AWS Glue supports large-scale ETL using PySpark, Amazon Athena enables SQL-based transformations directly on S3 data, and Apache Spark on Amazon EMR provides flexible, distributed processing.
A typical workflow involves extracting CSV logs from S3, converting them to Parquet using AWS Glue, storing the transformed data back in S3, and querying it with Athena for ML training.
Performance and reliability issues can occur at various stages of ingestion and storage.
Slow data retrieval can be mitigated by converting datasets to Parquet and enabling S3 Transfer Acceleration. Capacity limitations in Amazon RDS can be addressed using read replicas or migrating analytical workloads to Amazon Redshift. Kinesis ingestion lag is often resolved by increasing shard count or optimizing consumer applications. Data corruption risks can be reduced by enforcing schemas and validation rules using AWS Glue Schema Registry.
Different workloads require different balances between cost and performance. High-speed, low-latency workloads benefit from Amazon FSx for Lustre or Provisioned IOPS EBS volumes. Long-term archival storage is best served by S3 Glacier or S3 Intelligent-Tiering. Scalable data lake architectures typically rely on S3 with Parquet, while real-time analytics pipelines often combine Amazon Kinesis with DynamoDB.
Understand storage service trade-offs: Amazon S3 emphasizes scalability and cost efficiency, Amazon EBS provides low-latency block storage, Amazon EFS supports scalable shared file systems, and Amazon FSx targets high-performance workloads.
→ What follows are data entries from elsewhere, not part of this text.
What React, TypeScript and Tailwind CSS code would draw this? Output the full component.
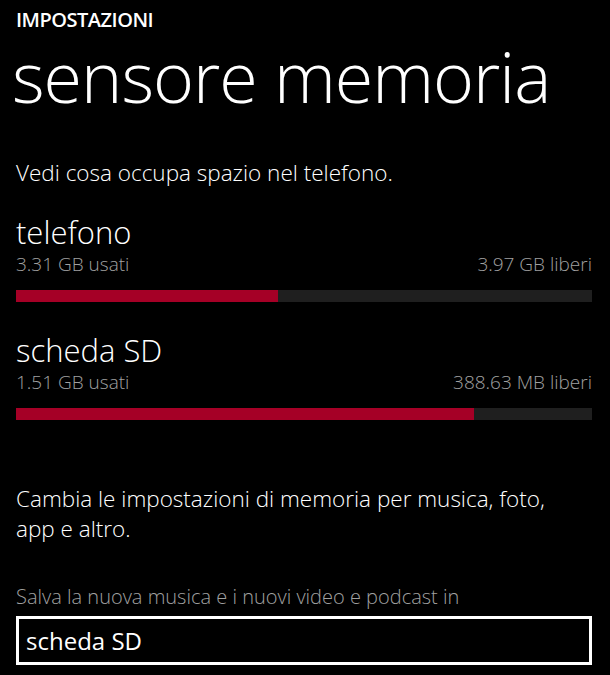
import React from 'react';

type Storage = { name: string; used: string; free: string; pct: number };

const storages: Storage[] = [
  { name: 'telefono', used: '3.31 GB usati', free: '3.97 GB liberi', pct: 45.5 },
  { name: 'scheda SD', used: '1.51 GB usati', free: '388.63 MB liberi', pct: 79.6 },
];

const font = { fontFamily: '"Open Sans", "Noto Sans", sans-serif' };

function StorageRow({ s }: { s: Storage }) {
  return (
    <div>
      <div className="text-[31px] leading-[36px] text-white font-light">{s.name}</div>
      <div className="mt-[2px] flex justify-between text-[19px] leading-[24px] text-[#a0a0a0] font-light">
        <span>{s.used}</span>
        <span>{s.free}</span>
      </div>
      <div className="mt-[14px] h-[12px] bg-[#1f1f1f] flex">
        <div className="h-full bg-[#a50026]" style={{ width: `${s.pct}%` }} />
      </div>
    </div>
  );
}

export default function App() {
  return (
    <div className="w-[610px] h-[675px] bg-black text-white overflow-hidden pl-[16px] pr-[18px]" style={font}>
      <div className="pt-[8px] text-[20px] leading-[24px] font-semibold tracking-tight">IMPOSTAZIONI</div>
      <div className="mt-[2px] text-[70px] leading-[84px] font-light tracking-[-1px] -ml-[4px]">sensore memoria</div>
      <div className="mt-[40px] text-[22.5px] leading-[30px] font-light">Vedi cosa occupa spazio nel telefono.</div>

      <div className="mt-[26px] flex flex-col gap-[30px]">
        {storages.map((s) => (
          <StorageRow key={s.name} s={s} />
        ))}
      </div>

      <div className="mt-[64px] text-[22.5px] leading-[30px] font-light">
        Cambia le impostazioni di memoria per musica, foto,
        <br />
        app e altro.
      </div>

      <div className="mt-[41px] text-[20px] leading-[24px] text-[#a0a0a0] font-light">
        Salva la nuova musica e i nuovi video e podcast in
      </div>
      <div className="mt-[7px] h-[49px] border-[3px] border-white flex items-center px-[7px] text-[24px] font-normal">
        scheda SD
      </div>
    </div>
  );
}
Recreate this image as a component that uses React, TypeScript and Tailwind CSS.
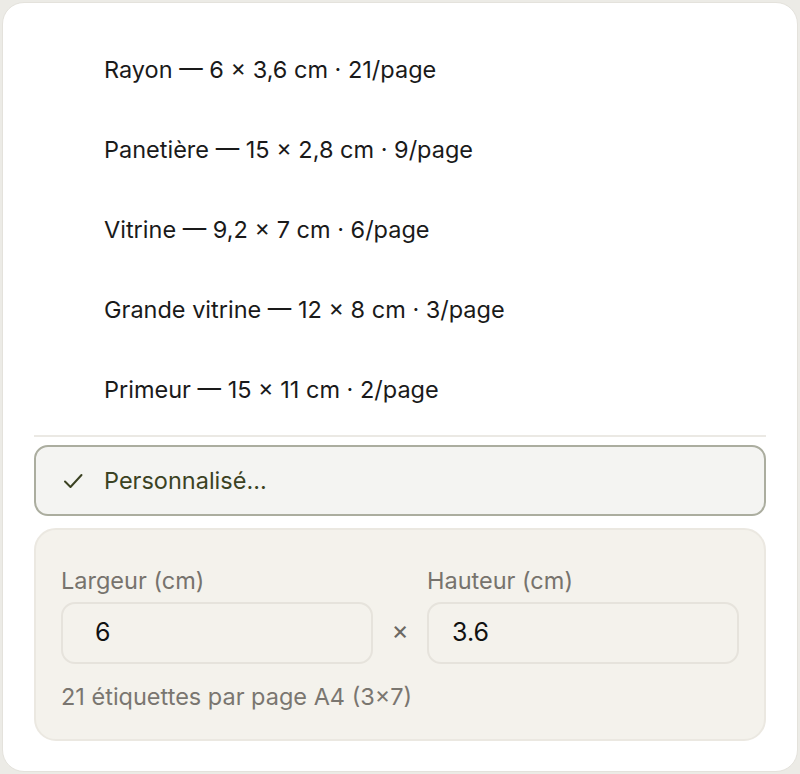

Be fluent in streaming ingestion concepts: Kinesis Data Streams power real-time pipelines, Kinesis Firehose enables managed batch delivery to S3, and Amazon MSK supports Kafka-based architectures.
Optimize data formats for analytics: Parquet and ORC accelerate analytical queries, Avro supports schema evolution, and CSV and JSON are simple but inefficient at scale.
Leverage SageMaker tools effectively: Data Wrangler simplifies preprocessing, while Feature Store supports both training and inference workflows.
Know how to resolve ingestion bottlenecks: scaling Kinesis shards improves throughput, and combining Athena with Parquet significantly reduces query latency.